### Your task
Include the line containing "items-center justify-center bg-[#1c8754]" and all lines before it, repeated exactly from the listing below, without pictures.

### Recorded data
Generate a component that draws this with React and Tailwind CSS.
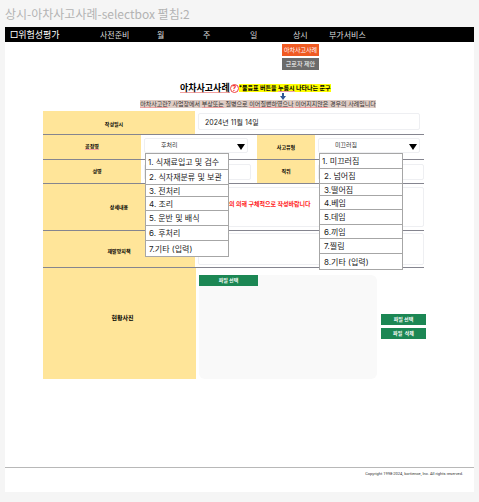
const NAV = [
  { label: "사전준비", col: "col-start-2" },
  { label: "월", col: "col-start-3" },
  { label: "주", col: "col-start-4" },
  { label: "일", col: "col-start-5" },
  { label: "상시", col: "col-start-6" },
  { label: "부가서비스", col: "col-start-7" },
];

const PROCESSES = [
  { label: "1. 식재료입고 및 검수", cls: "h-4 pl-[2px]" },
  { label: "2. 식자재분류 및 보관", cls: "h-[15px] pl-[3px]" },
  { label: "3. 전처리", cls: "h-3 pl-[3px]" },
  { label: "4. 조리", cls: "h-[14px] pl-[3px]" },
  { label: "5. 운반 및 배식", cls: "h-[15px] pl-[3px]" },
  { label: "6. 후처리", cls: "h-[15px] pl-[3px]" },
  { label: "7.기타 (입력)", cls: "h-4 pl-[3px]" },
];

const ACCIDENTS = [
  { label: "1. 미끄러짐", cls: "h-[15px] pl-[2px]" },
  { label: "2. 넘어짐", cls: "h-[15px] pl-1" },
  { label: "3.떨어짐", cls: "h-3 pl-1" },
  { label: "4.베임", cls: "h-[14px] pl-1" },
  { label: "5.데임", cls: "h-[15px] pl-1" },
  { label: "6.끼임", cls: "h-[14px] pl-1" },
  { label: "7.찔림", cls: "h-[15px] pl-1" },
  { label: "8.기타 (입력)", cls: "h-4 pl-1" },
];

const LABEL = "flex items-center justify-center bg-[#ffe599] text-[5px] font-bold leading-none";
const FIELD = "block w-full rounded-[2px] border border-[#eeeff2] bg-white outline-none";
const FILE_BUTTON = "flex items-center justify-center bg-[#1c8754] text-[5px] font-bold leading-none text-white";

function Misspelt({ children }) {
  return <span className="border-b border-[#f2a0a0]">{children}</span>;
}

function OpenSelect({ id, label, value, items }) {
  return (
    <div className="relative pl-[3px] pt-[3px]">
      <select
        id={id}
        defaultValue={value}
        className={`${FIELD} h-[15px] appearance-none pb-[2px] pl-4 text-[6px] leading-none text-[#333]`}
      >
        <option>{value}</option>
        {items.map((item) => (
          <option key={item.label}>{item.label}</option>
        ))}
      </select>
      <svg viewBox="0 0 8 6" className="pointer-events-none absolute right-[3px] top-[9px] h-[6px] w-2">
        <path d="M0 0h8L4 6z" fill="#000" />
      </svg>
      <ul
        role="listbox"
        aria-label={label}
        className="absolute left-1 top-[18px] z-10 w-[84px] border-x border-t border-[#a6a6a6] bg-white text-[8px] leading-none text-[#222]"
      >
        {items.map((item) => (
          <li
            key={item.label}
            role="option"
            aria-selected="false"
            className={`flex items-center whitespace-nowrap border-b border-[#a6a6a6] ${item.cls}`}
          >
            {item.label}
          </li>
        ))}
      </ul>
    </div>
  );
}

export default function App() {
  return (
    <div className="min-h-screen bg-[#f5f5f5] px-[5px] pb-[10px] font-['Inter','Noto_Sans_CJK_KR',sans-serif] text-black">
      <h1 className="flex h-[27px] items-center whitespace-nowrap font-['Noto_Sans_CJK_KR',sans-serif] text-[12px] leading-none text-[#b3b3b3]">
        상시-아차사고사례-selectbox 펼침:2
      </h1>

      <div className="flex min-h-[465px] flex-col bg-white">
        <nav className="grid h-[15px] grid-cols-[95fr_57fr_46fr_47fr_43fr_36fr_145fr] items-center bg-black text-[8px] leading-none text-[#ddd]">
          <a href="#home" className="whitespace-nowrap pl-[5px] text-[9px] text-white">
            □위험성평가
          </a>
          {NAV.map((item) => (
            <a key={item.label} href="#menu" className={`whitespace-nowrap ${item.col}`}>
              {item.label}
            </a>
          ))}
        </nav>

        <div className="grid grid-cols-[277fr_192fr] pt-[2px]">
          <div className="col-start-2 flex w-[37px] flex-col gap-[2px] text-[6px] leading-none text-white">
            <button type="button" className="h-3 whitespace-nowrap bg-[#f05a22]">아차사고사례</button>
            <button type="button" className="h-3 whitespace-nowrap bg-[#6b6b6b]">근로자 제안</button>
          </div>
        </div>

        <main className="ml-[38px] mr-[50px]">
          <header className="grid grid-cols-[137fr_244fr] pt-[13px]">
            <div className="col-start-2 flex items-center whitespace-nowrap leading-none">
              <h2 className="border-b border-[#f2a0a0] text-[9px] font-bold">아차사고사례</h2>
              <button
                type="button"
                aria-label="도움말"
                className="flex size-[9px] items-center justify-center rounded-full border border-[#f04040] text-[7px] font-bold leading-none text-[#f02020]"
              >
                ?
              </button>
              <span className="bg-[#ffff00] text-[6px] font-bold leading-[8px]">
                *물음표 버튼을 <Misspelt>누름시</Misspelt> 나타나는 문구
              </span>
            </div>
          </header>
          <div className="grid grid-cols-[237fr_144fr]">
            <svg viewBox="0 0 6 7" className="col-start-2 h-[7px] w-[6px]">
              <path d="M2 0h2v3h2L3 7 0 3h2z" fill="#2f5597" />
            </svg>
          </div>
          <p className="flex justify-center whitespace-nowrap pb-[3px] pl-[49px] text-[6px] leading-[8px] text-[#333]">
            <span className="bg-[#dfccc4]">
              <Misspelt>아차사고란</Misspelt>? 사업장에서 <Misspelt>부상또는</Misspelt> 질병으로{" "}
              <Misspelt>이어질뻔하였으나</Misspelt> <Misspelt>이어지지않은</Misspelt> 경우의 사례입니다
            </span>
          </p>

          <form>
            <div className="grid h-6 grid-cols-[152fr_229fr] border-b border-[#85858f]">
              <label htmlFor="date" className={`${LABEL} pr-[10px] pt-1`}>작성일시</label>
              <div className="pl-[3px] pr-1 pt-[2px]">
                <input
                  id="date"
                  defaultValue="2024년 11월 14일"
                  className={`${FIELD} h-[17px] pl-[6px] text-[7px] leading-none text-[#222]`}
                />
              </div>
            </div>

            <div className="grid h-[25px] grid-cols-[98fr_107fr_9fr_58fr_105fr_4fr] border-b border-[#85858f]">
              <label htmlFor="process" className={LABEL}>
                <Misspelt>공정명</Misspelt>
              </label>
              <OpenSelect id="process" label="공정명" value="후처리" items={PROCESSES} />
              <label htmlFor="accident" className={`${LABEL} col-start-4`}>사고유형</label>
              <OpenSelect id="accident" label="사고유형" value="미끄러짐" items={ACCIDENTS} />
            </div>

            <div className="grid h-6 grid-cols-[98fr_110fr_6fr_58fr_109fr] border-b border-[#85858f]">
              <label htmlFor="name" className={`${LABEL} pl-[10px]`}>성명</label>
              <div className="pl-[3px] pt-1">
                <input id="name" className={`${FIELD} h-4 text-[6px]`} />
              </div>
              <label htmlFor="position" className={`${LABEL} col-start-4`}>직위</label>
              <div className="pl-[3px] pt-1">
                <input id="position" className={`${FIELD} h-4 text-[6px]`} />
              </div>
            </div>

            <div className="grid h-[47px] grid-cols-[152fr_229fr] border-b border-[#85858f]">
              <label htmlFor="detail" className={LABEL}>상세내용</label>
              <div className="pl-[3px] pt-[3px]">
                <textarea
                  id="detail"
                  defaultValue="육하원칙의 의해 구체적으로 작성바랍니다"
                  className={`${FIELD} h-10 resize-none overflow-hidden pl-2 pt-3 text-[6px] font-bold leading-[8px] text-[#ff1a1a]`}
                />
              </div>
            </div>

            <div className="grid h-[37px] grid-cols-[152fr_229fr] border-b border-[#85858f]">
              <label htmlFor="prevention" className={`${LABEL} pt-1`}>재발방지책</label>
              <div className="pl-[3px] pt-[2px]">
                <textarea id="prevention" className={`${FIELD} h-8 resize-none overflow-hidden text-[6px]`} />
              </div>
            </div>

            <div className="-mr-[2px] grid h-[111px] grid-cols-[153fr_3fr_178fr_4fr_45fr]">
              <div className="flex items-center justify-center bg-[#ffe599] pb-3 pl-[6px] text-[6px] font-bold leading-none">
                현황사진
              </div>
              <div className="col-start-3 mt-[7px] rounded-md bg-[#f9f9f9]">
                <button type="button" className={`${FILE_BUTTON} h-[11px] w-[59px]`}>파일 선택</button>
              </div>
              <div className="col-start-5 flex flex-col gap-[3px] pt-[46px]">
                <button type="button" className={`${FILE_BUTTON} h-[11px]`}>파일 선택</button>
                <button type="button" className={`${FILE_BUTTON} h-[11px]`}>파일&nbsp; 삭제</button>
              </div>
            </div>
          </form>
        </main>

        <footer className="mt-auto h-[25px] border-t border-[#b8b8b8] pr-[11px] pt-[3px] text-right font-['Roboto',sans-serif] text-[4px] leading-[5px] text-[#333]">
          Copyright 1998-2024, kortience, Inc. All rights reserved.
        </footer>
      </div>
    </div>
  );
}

### Exercise solution
Generate a component that draws this with React and Tailwind CSS.
const NAV = [
  { label: "사전준비", col: "col-start-2" },
  { label: "월", col: "col-start-3" },
  { label: "주", col: "col-start-4" },
  { label: "일", col: "col-start-5" },
  { label: "상시", col: "col-start-6" },
  { label: "부가서비스", col: "col-start-7" },
];

const PROCESSES = [
  { label: "1. 식재료입고 및 검수", cls: "h-4 pl-[2px]" },
  { label: "2. 식자재분류 및 보관", cls: "h-[15px] pl-[3px]" },
  { label: "3. 전처리", cls: "h-3 pl-[3px]" },
  { label: "4. 조리", cls: "h-[14px] pl-[3px]" },
  { label: "5. 운반 및 배식", cls: "h-[15px] pl-[3px]" },
  { label: "6. 후처리", cls: "h-[15px] pl-[3px]" },
  { label: "7.기타 (입력)", cls: "h-4 pl-[3px]" },
];

const ACCIDENTS = [
  { label: "1. 미끄러짐", cls: "h-[15px] pl-[2px]" },
  { label: "2. 넘어짐", cls: "h-[15px] pl-1" },
  { label: "3.떨어짐", cls: "h-3 pl-1" },
  { label: "4.베임", cls: "h-[14px] pl-1" },
  { label: "5.데임", cls: "h-[15px] pl-1" },
  { label: "6.끼임", cls: "h-[14px] pl-1" },
  { label: "7.찔림", cls: "h-[15px] pl-1" },
  { label: "8.기타 (입력)", cls: "h-4 pl-1" },
];

const LABEL = "flex items-center justify-center bg-[#ffe599] text-[5px] font-bold leading-none";
const FIELD = "block w-full rounded-[2px] border border-[#eeeff2] bg-white outline-none";
const FILE_BUTTON = "flex items-center justify-center bg-[#1c8754] text-[5px] font-bold leading-none text-white";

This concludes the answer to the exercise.